In the Afterward of Handbook of Gender and Leadership, Susan included a prophecy from the Elders of the Hopi nation, titled “To My Fellow Swimmers.” This poem in many ways summarizes Susan’s messages throughout her writing and speaking and is an inspirational message for all of us striving to be women leaders.
Here is a river flowing
now very fast.
It is so great and swift that there are those
Who will be afraid, who will try
To hold on to the shore.
They are being torn apart and
Will suffer greatly.
Know that the river has its destination.
The elders say we must let go of the shore,
Push off into the middle of the river,
And keep our heads above water.
And I say see who is there with you
And celebrate.
At this time in history,
We are to take nothing personally,
Least of all ourselves.
For the moment we do,
Our spiritual growth and journey come to a halt.
The time of the lone wolf is over.
Gather yourselves.
Banish the word struggle from our attitude
And vocabulary.
All that we do now must be done
In a sacred manner and in celebration.
For we are the ones we have been waiting for.

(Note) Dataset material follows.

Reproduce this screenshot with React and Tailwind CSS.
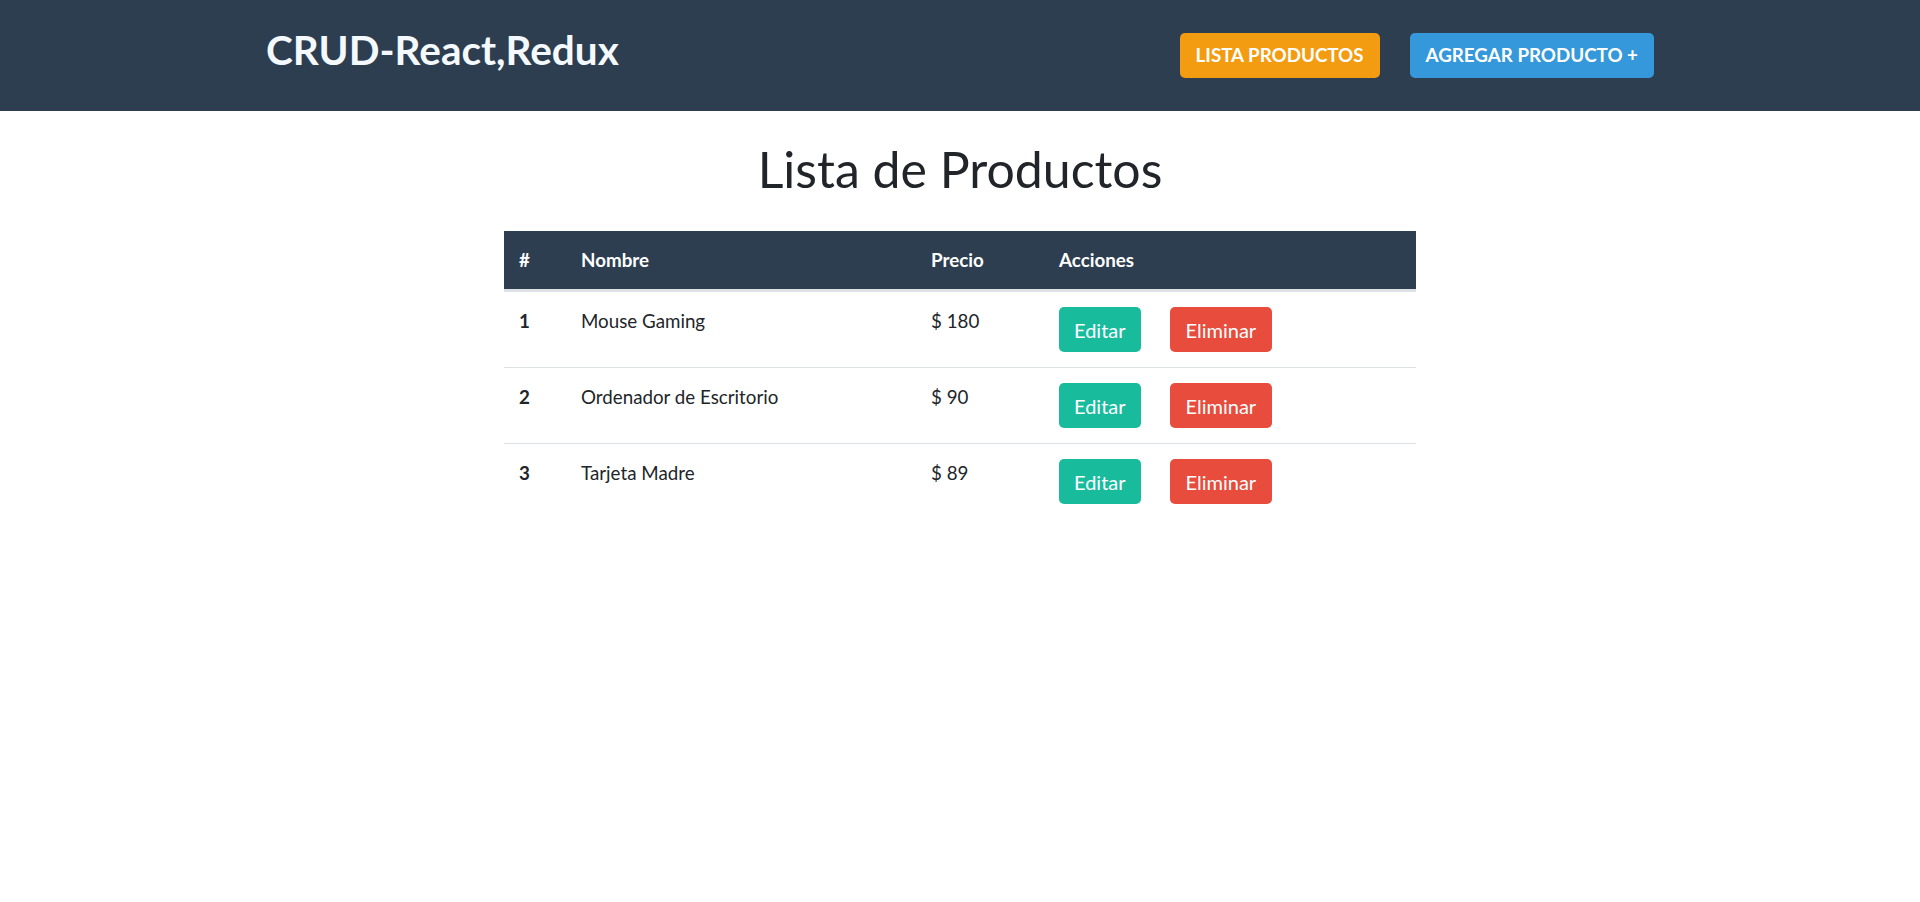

Randal Joy Thompson, PhD is a scholar-practitioner with 40 years professional experience in international development, serving in countries around the world. A Fellow with the Institute for Social Innovation, Fielding Graduate University, her research focuses on the commons, gender, education, evaluation, and organization development. Her publications include Proleptic Leadership on the Commons: Ushering in a New Global Order (2020), Leadership and Power in International Development: Navigating the Intersections of Gender, Culture, Context, and Sustainability (co-edited with Julia Storberg-Walker, 2018) which won the Human Resource Development R. Wayne Pace HRD Book of the Year Award, and Reimagining Leadership on the Commons: Shifting the Paradigm for a More Ethical, Equitable and Just World (co-edited with Devin Singh and Kathleen Curran, in press, 2021).